Edebiyat Akımları: Sürrealizm

Gerçeküstücülük...

Bir bunalım edebiyatı olan dadaizmden doğdu. Aklın kontrolünden kaçan şuur dışını, tesadüfe bağlı ruh durumlarını, düzensiz hayalleri, rüyaları, hezeyanları sanata aktarma amacı güder. İlham kaynağı Fraud (1856-1939)'in derinleştirdiği şuuraltı araştırmalarıdır.

Sürrealizm Andre Breton (1896-1966) tarafından geliştirildi. 1924'te Paris'te "Sürrealizmin Beyannamesi'ni yayınladı. Beyannamesinde şöyle der: "Sürrealizm, sözle, yazıyla veya başka bir biçimde düşüncenin gerçek faaliyetini ifade eden saf ruhî bir otomantizmdir. Aklın ve mantığın bütün kontrolünden, bütün estetik ve ahlâkî endişeden kurtulmuş olan düşüncenin belirlenmesidir.

Sürrealizm, bu güne kadar ihmal edilmiş olan bazı çağrışım şekillerinin yüksek realitesi, rüyanın büyük kudreti, düşüncenin çıkarsız oyunu hakkındaki inanışa dayanır. Sürrealizm, öteki bütün ruhî mekanizmaları kökünden yıkmak, hayatın başlıca meselelerinin çözümlenmesinde onların yerini almak gayesindedir."

Sigmund Freud'a göre; insanın şuur altında gizlenmiş kuşkuları, eğilimleri, arzuları, rüyada bütün çıplaklığı ile kendisini gösterir; ruh hâli hiç bir baskı altında değildir. Sürrealistler bunu "düşüncenin gerçek faaliyeti" olarak görürler. Edebî eser ise bu faaliyetin yazılmasıyla ortaya çıkar. Şuur altı, sanatın gerçek kaynağıdır. Aklın ve mantığın kontrolünde yazılan edebî eser sahtedir.

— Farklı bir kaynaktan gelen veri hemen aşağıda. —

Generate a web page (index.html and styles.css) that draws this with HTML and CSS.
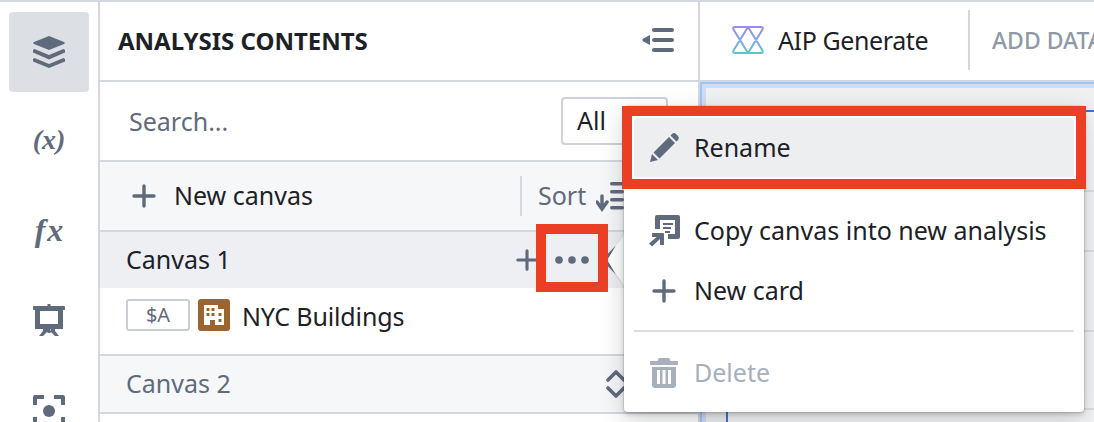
FILE: index.html
```html
<!DOCTYPE html>
<html lang="en">
<head>
<meta charset="utf-8">
<title>Analysis contents</title>
<link rel="stylesheet" href="styles.css">
</head>
<body>
<div class="app">
  <nav class="rail">
    <div class="rail-item rail-active">
      <svg class="icon32" viewBox="0 0 32 32"><path d="M16 0 31 6q1.500 1 0 2L16 14 1 8q-1.500-1 0-2Z"/><path d="M1.500 13 16 19 30.500 13 32 14v2.500L16 23.500 0 16.500V14Z"/><path d="M1.500 22 16 28 30.500 22 32 23v2.500L16 32 0 25.500V23Z"/></svg>
    </div>
    <div class="rail-item rail-h96"><span class="math">(x)</span></div>
    <div class="rail-item rail-h86"><span class="math math-lg">fx</span></div>
    <div class="rail-item rail-h92">
      <svg class="icon32" viewBox="0 0 32 32"><path d="M14.500 0h3v2h13a1.500 1.500 0 0 1 0 4H30v19H2V6H1.500a1.500 1.500 0 0 1 0-4h13ZM7 7v13h18V7Z"/><path d="M10 25h5v2l-5 5H6l4-5ZM22 25h-5v2l5 5h4l-4-5ZM14.500 25h3v4h-3Z"/></svg>
    </div>
    <div class="rail-item rail-h90">
      <svg class="icon32" viewBox="0 0 32 32"><circle cx="16" cy="16" r="6"/><path d="M2 0h9v4H4v6H0V2a2 2 0 0 1 2-2ZM21 0h9a2 2 0 0 1 2 2v8h-4V4h-7ZM0 22h4v6h7v4H2a2 2 0 0 1-2-2ZM28 22h4v8a2 2 0 0 1-2 2h-9v-4h7Z"/></svg>
    </div>
  </nav>

  <section class="panel">
    <header class="panel-head">
      <h1 class="panel-title">ANALYSIS CONTENTS</h1>
      <svg class="collapse" viewBox="0 0 32 24"><path d="M8 7v10L1 13.200q-1.400-1.200 0-2.400Z"/><rect x="10" width="22" height="4" rx="2"/><rect x="10" y="10" width="22" height="4" rx="2"/><rect x="10" y="20" width="22" height="4" rx="2"/></svg>
    </header>
    <div class="search-row">
      <span class="search-text">Search...</span>
      <div class="select">All</div>
    </div>
    <div class="tool-row">
      <svg class="plus" viewBox="0 0 24 24"><path d="M12 2v20M2 12h20"/></svg>
      <span class="new-canvas">New canvas</span>
      <div class="sort">
        <i class="divider"></i>
        <span class="sort-text">Sort</span>
        <svg class="sort-icon" viewBox="0 0 28 32"><path d="M6 16v11M1 22l5 7 5-7" class="sort-arrow"/><rect x="14" y="2" width="14" height="3.500" rx="1.700"/><rect x="14" y="10" width="14" height="3.500" rx="1.700"/><rect x="14" y="18" width="14" height="3.500" rx="1.700"/><rect x="14" y="26" width="14" height="3.500" rx="1.700"/></svg>
      </div>
    </div>
    <div class="canvas-row canvas-open">
      <span class="canvas-name">Canvas 1</span>
      <svg class="plus plus-sm" viewBox="0 0 24 24"><path d="M12 2v20M2 12h20"/></svg>
      <svg class="dots" viewBox="0 0 34 8"><circle cx="4" cy="4" r="3.800"/><circle cx="17" cy="4" r="3.800"/><circle cx="30" cy="4" r="3.800"/></svg>
      <svg class="updown" viewBox="0 0 20 28"><path d="M2 10 10 2l8 8M2 18l8 8 8-8"/></svg>
    </div>
    <div class="item-row">
      <span class="tag">$A</span>
      <svg class="building" viewBox="0 0 32 32"><rect width="32" height="32" rx="3" class="b-bg"/><path d="M6 6h14v4h6v16h-9v-5h-5v5H6Z" class="b-fg"/><path d="M8.500 9h3v3h-3zM13.500 9h3v3h-3zM8.500 14h3v3h-3zM13.500 14h3v3h-3zM20.500 14h3v3h-3zM20.500 20h3v3h-3z" class="b-bg"/></svg>
      <span class="item-name">NYC Buildings</span>
    </div>
    <div class="canvas-row canvas-closed">
      <span class="canvas-name">Canvas 2</span>
      <svg class="updown" viewBox="0 0 20 28"><path d="M2 10 10 2l8 8M2 18l8 8 8-8"/></svg>
    </div>
  </section>

  <main class="main">
    <header class="main-head">
      <svg class="aip" viewBox="0 0 32 28">
        <defs><linearGradient id="aipg" gradientUnits="userSpaceOnUse" x1="0" y1="0" x2="0" y2="28"><stop offset="0" stop-color="#9a8bf0"/><stop offset="0.55" stop-color="#7fa6e6"/><stop offset="1" stop-color="#58c9c0"/></linearGradient></defs>
        <path d="M3 1H29Q31.500 1 30.500 3.500L16 27M3 1Q.5 1 1.500 3.500L16 27M16 1 1.500 24.500Q.5 27 3 27H29Q31.500 27 30.500 24.500L16 1" stroke="url(#aipg)"/>
      </svg>
      <span class="aip-text">AIP Generate</span>
      <i class="main-divider"></i>
      <span class="add-data">ADD DATA</span>
    </header>
    <div class="stage">
      <div class="stage-inner">
        <div class="card">
          <div class="card-row card-r1"></div>
          <div class="card-row card-r2"></div>
          <div class="card-row card-r1"></div>
          <div class="card-row card-r3"></div>
        </div>
      </div>
    </div>
  </main>

  <svg class="caret" viewBox="0 0 18 60"><path d="M18 1C15 10 11 13 8 17L2 27q-1 3 0 6L8 43C11 47 15 50 18 59Z"/></svg>

  <div class="menu">
    <div class="menu-item menu-hover">
      <svg class="icon32" viewBox="0 0 32 32"><path d="M2 30 4 22 10 28ZM5.500 20.500 21 5l6 6L11.500 26.500ZM22.500 3.500l1.500-1.500a3 3 0 0 1 4 0l2 2a3 3 0 0 1 0 4L28.500 9.500Z"/></svg>
      <span>Rename</span>
    </div>
    <div class="menu-item">
      <svg class="icon32" viewBox="0 0 32 32"><path d="M9 0H30a2 2 0 0 1 2 2V22a2 2 0 0 1-2 2H20V19H27V5H12V14H7V2a2 2 0 0 1 2-2Z"/><path d="M15 8h10v2H15zM15 12h8v2H15zM17 16h5v2h-5z"/><path d="M4 18h11a1 1 0 0 1 1 1v11h-4v-6L4 31.500 1 28.500 8.500 22H4Z"/></svg>
      <span>Copy canvas into new analysis</span>
    </div>
    <div class="menu-item">
      <svg class="plus menu-plus" viewBox="0 0 24 24"><path d="M12 2v20M2 12h20"/></svg>
      <span>New card</span>
    </div>
    <hr class="menu-sep">
    <div class="menu-item menu-disabled">
      <svg class="icon32" viewBox="0 0 32 32"><path d="M12 1h8a2 2 0 0 1 2 2v1h8v4H2V4h8V3a2 2 0 0 1 2-2Z"/><path d="M4 10h24v18a3 3 0 0 1-3 3H7a3 3 0 0 1-3-3ZM9 13v14h3V13Zm5.500 0v14h3V13ZM20 13v14h3V13Z" fill-rule="evenodd"/></svg>
      <span>Delete</span>
    </div>
  </div>

  <div class="mark mark-dots"></div>
  <div class="mark mark-rename"></div>
</div>
</body>
</html>
```

FILE: styles.css
```css
* { box-sizing: border-box; }
html, body { margin: 0; height: 100%; overflow: hidden; background: #fff; }
body {
  font-family: "Noto Sans", "Open Sans", sans-serif;
  font-size: 25px;
  color: #1c2127;
}
.app {
  position: relative;
  display: flex;
  width: 1094px;
  height: 422px;
  overflow: hidden;
  border-top: 2px solid #d3d8de;
}
svg { display: block; flex: none; fill: #5f6b7c; }
.icon32 { width: 32px; height: 32px; }

.rail {
  flex: none;
  width: 100px;
  border-right: 2px solid #d3d8de;
  padding-top: 10px;
}
.rail-item { display: flex; align-items: center; justify-content: center; height: 80px; }
.rail-active { width: 80px; margin-left: 9px; background: #dce0e5; border-radius: 4px; }
.rail-h96 { height: 96px; }
.rail-h86 { height: 86px; }
.rail-h92 { height: 92px; }
.rail-h90 { height: 90px; }
.math {
  font-family: "Liberation Serif", serif;
  font-style: italic;
  font-weight: 700;
  font-size: 28px;
  color: #5f6b7c;
}
.math-lg { font-size: 32px; letter-spacing: 2px; margin: -2px 0 0 2px; }

.panel { flex: none; width: 600px; border-right: 2px solid #d3d8de; display: flex; flex-direction: column; }
.panel-head {
  height: 80px;
  flex: none;
  display: flex;
  align-items: center;
  justify-content: space-between;
  padding: 0 24px 2px 18px;
  border-bottom: 2px solid #d3d8de;
}
.panel-title { margin: 0; font-size: 24px; font-weight: 700; }
.collapse { width: 32px; height: 24px; }
.search-row {
  height: 80px;
  flex: none;
  display: flex;
  align-items: center;
  justify-content: space-between;
  padding: 0 30px 0 29px;
  border-bottom: 2px solid #d3d8de;
}
.search-text { color: #5f6b7c; }
.select {
  width: 107px;
  height: 48px;
  border: 2px solid #cfd2d6;
  border-radius: 4px;
  padding-left: 14px;
  line-height: 42px;
}
.tool-row {
  height: 70px;
  flex: none;
  display: flex;
  align-items: center;
  padding: 0 74px 0 32px;
  background: #f6f7f9;
  border-bottom: 2px solid #d3d8de;
}
.plus { width: 24px; height: 24px; fill: none; stroke: #5f6b7c; stroke-width: 3.4; stroke-linecap: round; }
.new-canvas { margin: -2px 0 0 18px; }
.sort { margin-left: auto; display: flex; align-items: center; }
.divider { display: block; width: 2px; height: 40px; background: #d3d8de; margin-right: 16px; }
.sort-text { color: #5f6b7c; width: 58px; margin-top: -2px; }
.sort-icon { width: 28px; height: 32px; }
.sort-arrow { fill: none; stroke: #5f6b7c; stroke-width: 3.4; stroke-linecap: round; }

.canvas-row {
  flex: none;
  display: flex;
  align-items: center;
  gap: 17px;
  padding: 0 72px 0 27px;
}
.canvas-name { margin: -2px auto 0 -1px; }
.canvas-open { height: 56px; background: #edeff2; }
.canvas-closed { height: 58px; background: #f6f7f9; border-bottom: 2px solid #d3d8de; color: #5f6b7c; }
.plus-sm { width: 22px; height: 22px; }
.dots { width: 34px; height: 8px; }
.updown { width: 20px; height: 28px; fill: none; stroke: #5f6b7c; stroke-width: 3.6; stroke-linecap: round; stroke-linejoin: round; }
.item-row {
  flex: none;
  height: 68px;
  display: flex;
  align-items: center;
  padding: 0 0 12px 26px;
  border-bottom: 2px solid #d3d8de;
}
.tag {
  width: 64px;
  height: 32px;
  border: 2px solid #c9ced6;
  border-radius: 3px;
  color: #5f6b7c;
  font-size: 20px;
  line-height: 27px;
  text-align: center;
  margin-right: 8px;
}
.building { width: 32px; height: 32px; margin-right: 12px; }
.b-bg { fill: #9c6431; }
.b-fg { fill: #fff; }
.item-name { margin-top: 2px; letter-spacing: -0.15px; }

.main { flex: 1; min-width: 0; display: flex; flex-direction: column; }
.main-head {
  height: 80px;
  flex: none;
  display: flex;
  align-items: center;
  padding: 0 0 2px 32px;
  border-bottom: 2px solid #d3d8de;
  white-space: nowrap;
}
.aip { width: 32px; height: 28px; margin-right: 14px; fill: none; stroke-width: 2; }
.aip-text { flex: none; letter-spacing: -0.4px; width: 190px; }
.main-divider { flex: none; display: block; width: 2px; height: 60px; background: #d3d8de; margin-right: 22px; }
.add-data { flex: none; color: #8f99a8; font-weight: 500; font-size: 23px; }
.stage { flex: 1; border: solid #a3c4f7; border-width: 2px 0 0 2px; background: #d0dcf0; padding: 4px 0 0 4px; min-height: 0; }
.stage-inner { height: 100%; background: #eef0f2; padding: 22px 0 0 20px; }
.card { height: 400px; background: #f4f5f7; border: solid #3f74c8; border-width: 2px 0 0 2px; }
.card-row { border-bottom: 2px solid #dcdfe3; }
.card-r1 { height: 80px; }
.card-r2 { height: 60px; }
.card-r3 { height: 78px; }

.caret {
  position: absolute;
  left: 607px;
  top: 228px;
  width: 18px;
  height: 60px;
  fill: #fff;
  filter: drop-shadow(0 1px 1px rgba(17, 20, 24, .12));
}
.menu {
  position: absolute;
  left: 624px;
  top: 104px;
  width: 460px;
  height: 306px;
  background: #fff;
  border-radius: 4px;
  padding: 12px 10px 0;
  box-shadow: 0 0 0 1px rgba(17, 20, 24, .08), 0 2px 4px rgba(17, 20, 24, .2), 0 8px 24px rgba(17, 20, 24, .2);
}
.menu-item {
  display: flex;
  align-items: center;
  gap: 14px;
  height: 60px;
  padding-left: 14px;
  border-radius: 4px;
  white-space: nowrap;
}
.menu-item span { margin-top: -2px; }
.menu-hover { background: #edeef0; margin-bottom: 23px; }
.menu-plus { width: 24px; height: 24px; margin: 0 4px; }
.menu-sep { border: 0; height: 2px; background: #dcdee1; margin: 9px 0 11px; }
.menu-disabled { color: #a7b0bc; }
.menu-disabled svg { fill: #a7b0bc; }

.mark { position: absolute; border: 10px solid #ea3f24; }
.mark-dots { left: 536px; top: 222px; width: 72px; height: 68px; }
.mark-rename { left: 622px; top: 104px; width: 464px; height: 83px; box-shadow: inset 0 0 0 2px #fff; }
```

Sürrealistler "gerçek üstü"nü yakalamak için ipnotizma seansları düzenlediler. Şuur altının gizli cevaplarını aradılar ve uyanık hâlde iken yazılmış otomatik yazılarla (önceden düşünmeksizin kalemin ucuna geldiği gibi yazılan) karşılaştırdılar. Bir kişinin bir kâğıda yazdığı soruya diğerinin, soruyu bilmeden verdiği cevapları yayınlayarak tesadüften doğabilecek çarpıklıkları göstermek istediler.

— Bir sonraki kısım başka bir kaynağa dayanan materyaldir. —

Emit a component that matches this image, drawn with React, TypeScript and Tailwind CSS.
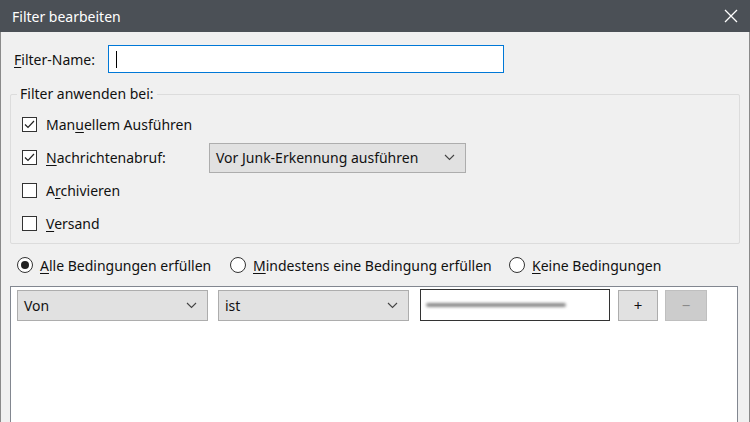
import React from 'react';

const font = { fontFamily: '"Noto Sans", "Open Sans", sans-serif' };

function U({ children }: { children: React.ReactNode }) {
  return <span className="underline underline-offset-2 decoration-1">{children}</span>;
}

function Check({ checked }: { checked?: boolean }) {
  return (
    <span className="flex h-[15px] w-[15px] items-center justify-center border border-[#333] bg-white">
      {checked ? (
        <svg width="11" height="9" viewBox="0 0 11 9" fill="none">
          <path d="M1 4.5 L4 7.5 L10 1" stroke="#222" strokeWidth="1.2" />
        </svg>
      ) : null}
    </span>
  );
}

function Radio({ checked }: { checked?: boolean }) {
  return (
    <span className="flex h-[16px] w-[16px] items-center justify-center rounded-full border border-[#333] bg-white">
      {checked ? <span className="h-[8px] w-[8px] rounded-full bg-[#222]" /> : null}
    </span>
  );
}

function Chevron() {
  return (
    <svg width="11" height="7" viewBox="0 0 11 7" fill="none">
      <path d="M1 1 L5.5 5.5 L10 1" stroke="#444" strokeWidth="1.1" />
    </svg>
  );
}

function Select({ label, className }: { label: string; className: string }) {
  return (
    <div className={`flex items-center justify-between border border-[#adadad] bg-[#e1e1e1] pl-[6px] pr-[10px] text-[14px] text-[#111] ${className}`}>
      <span>{label}</span>
      <Chevron />
    </div>
  );
}

export default function App() {
  return (
    <div className="h-[422px] w-[750px] overflow-hidden bg-[#f0f0f0] text-[#111]" style={font}>
      <div className="flex h-[32px] items-center justify-between bg-[#4b5056] pl-[12px] pr-[12px] text-[14px] text-white">
        <span>Filter bearbeiten</span>
        <svg width="14" height="14" viewBox="0 0 14 14" fill="none">
          <path d="M1 1 L13 13 M13 1 L1 13" stroke="#fff" strokeWidth="1.3" />
        </svg>
      </div>
      <div className="h-[390px] border-x border-[#8a8a8a] pl-[9px] pr-[9px]">
        <div className="flex h-[54px] items-center gap-[13px] pl-[4px] text-[14px]">
          <span><U>F</U>ilter-Name:</span>
          <div className="flex h-[28px] w-[396px] items-center border border-[#0078d7] bg-white pl-[7px]">
            <span className="h-[17px] w-[1px] bg-black" />
          </div>
        </div>

        <div className="relative mt-[8px] h-[150px] w-[730px] rounded-[2px] border border-[#dcdcdc]">
          <span className="absolute left-[6px] top-[-12px] bg-[#f0f0f0] px-[3px] text-[14px]">Filter anwenden bei:</span>
          <div className="flex flex-col pl-[11px] pt-[13px] text-[14px]">
            <label className="flex h-[33px] items-center gap-[9px]">
              <Check checked />
              <span>Man<U>u</U>ellem Ausführen</span>
            </label>
            <div className="flex h-[33px] items-center">
              <label className="flex w-[187px] items-center gap-[9px]">
                <Check checked />
                <span><U>N</U>achrichtenabruf:</span>
              </label>
              <Select label="Vor Junk-Erkennung ausführen" className="h-[30px] w-[257px]" />
            </div>
            <label className="flex h-[33px] items-center gap-[9px]">
              <Check />
              <span>A<U>r</U>chivieren</span>
            </label>
            <label className="flex h-[33px] items-center gap-[9px]">
              <Check />
              <span><U>V</U>ersand</span>
            </label>
          </div>
        </div>

        <div className="flex h-[42px] items-center pl-[7px] text-[14px]">
          <label className="flex w-[213px] items-center gap-[7px]">
            <Radio checked />
            <span><U>A</U>lle Bedingungen erfüllen</span>
          </label>
          <label className="flex w-[279px] items-center gap-[7px]">
            <Radio />
            <span><U>M</U>indestens eine Bedingung erfüllen</span>
          </label>
          <label className="flex items-center gap-[7px]">
            <Radio />
            <span><U>K</U>eine Bedingungen</span>
          </label>
        </div>

        <div className="h-[200px] w-[728px] border border-[#828790] bg-white">
          <div className="flex items-center pl-[6px] pt-[2px]">
            <Select label="Von" className="h-[31px] w-[191px]" />
            <Select label="ist" className="ml-[10px] h-[31px] w-[191px]" />
            <div className="ml-[11px] flex h-[32px] w-[190px] items-center border border-[#333] bg-white pl-[5px]">
              <span className="h-[4px] w-[140px] rounded-full bg-[#8a8a8a] blur-[1.5px]" />
            </div>
            <button className="ml-[8px] flex h-[31px] w-[40px] items-center justify-center border border-[#adadad] bg-[#e1e1e1] text-[15px] text-[#111]">+</button>
            <button className="ml-[7px] flex h-[31px] w-[42px] items-center justify-center border border-[#bfbfbf] bg-[#cccccc] text-[15px] text-[#8a8a8a]">−</button>
          </div>
        </div>
      </div>
    </div>
  );
}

Bir sanat eseri sanatkârın iradesiyle ortaya çıkmaz. Daha çok tesadüfün ve otomatizmin ürünüdür.

Sürrealistler, iç akışın devamını engellediği için nokta, virgül, noktalı virgül gibi işaretler de kullanmamışlardır.

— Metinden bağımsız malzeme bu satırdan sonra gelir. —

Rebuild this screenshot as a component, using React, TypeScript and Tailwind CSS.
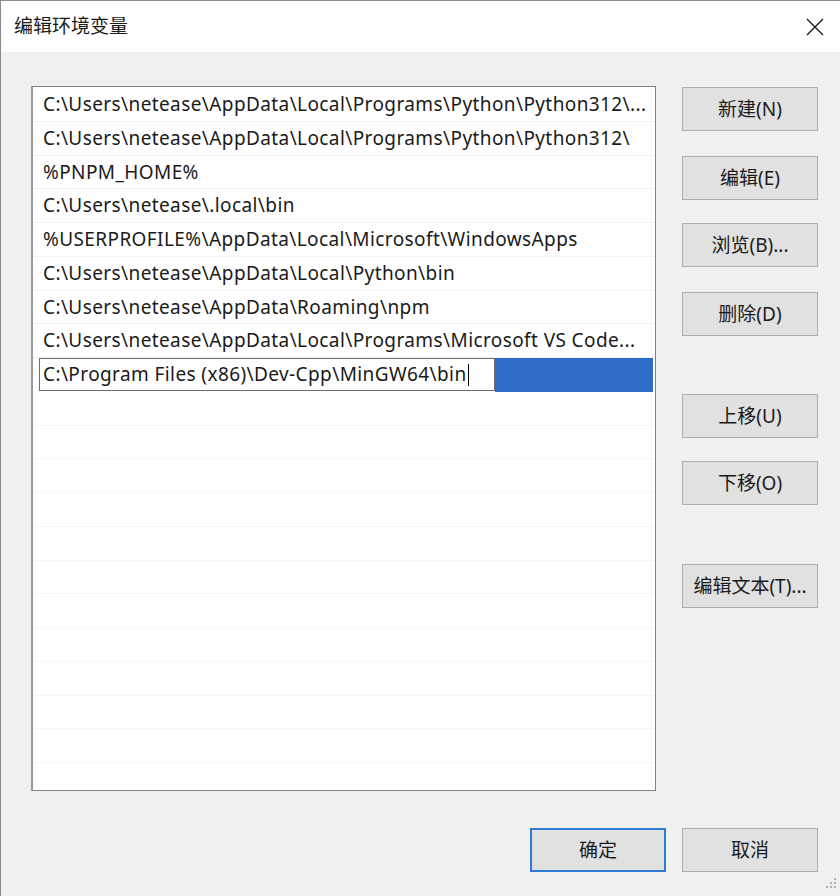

Peyami Safa, Sürrealistler için: "...Hezeyanın veya saçmanın ifadesinde bile şuuru bertaraf etmek mümkün olmamış, sürrealist şiir veya resimler, şuuraltı muhtevalarının direkt ifadelerinden ziyade onların tahmin yoluyla (yani şuurlu) taklitlerinden ibaret kalmıştır" der.

Musiki dışında hemen bütün sanat dallarında tesiri görülen sürrealizm II. Dünya Savaşı'ndan sonra yerini varoluşçuluğa bıraktı.

Bu akımın temsilcileri arasında, Breton'dan başka Sovpanlt, Aragon, Eluard, Peret, Artaud, Prevert'i sayabiliriz.

Türk edebiyatında Garipçilerin ve İkinci Yenicilerin bazı şiirlerinde sürrealizm izlerine rastlanır.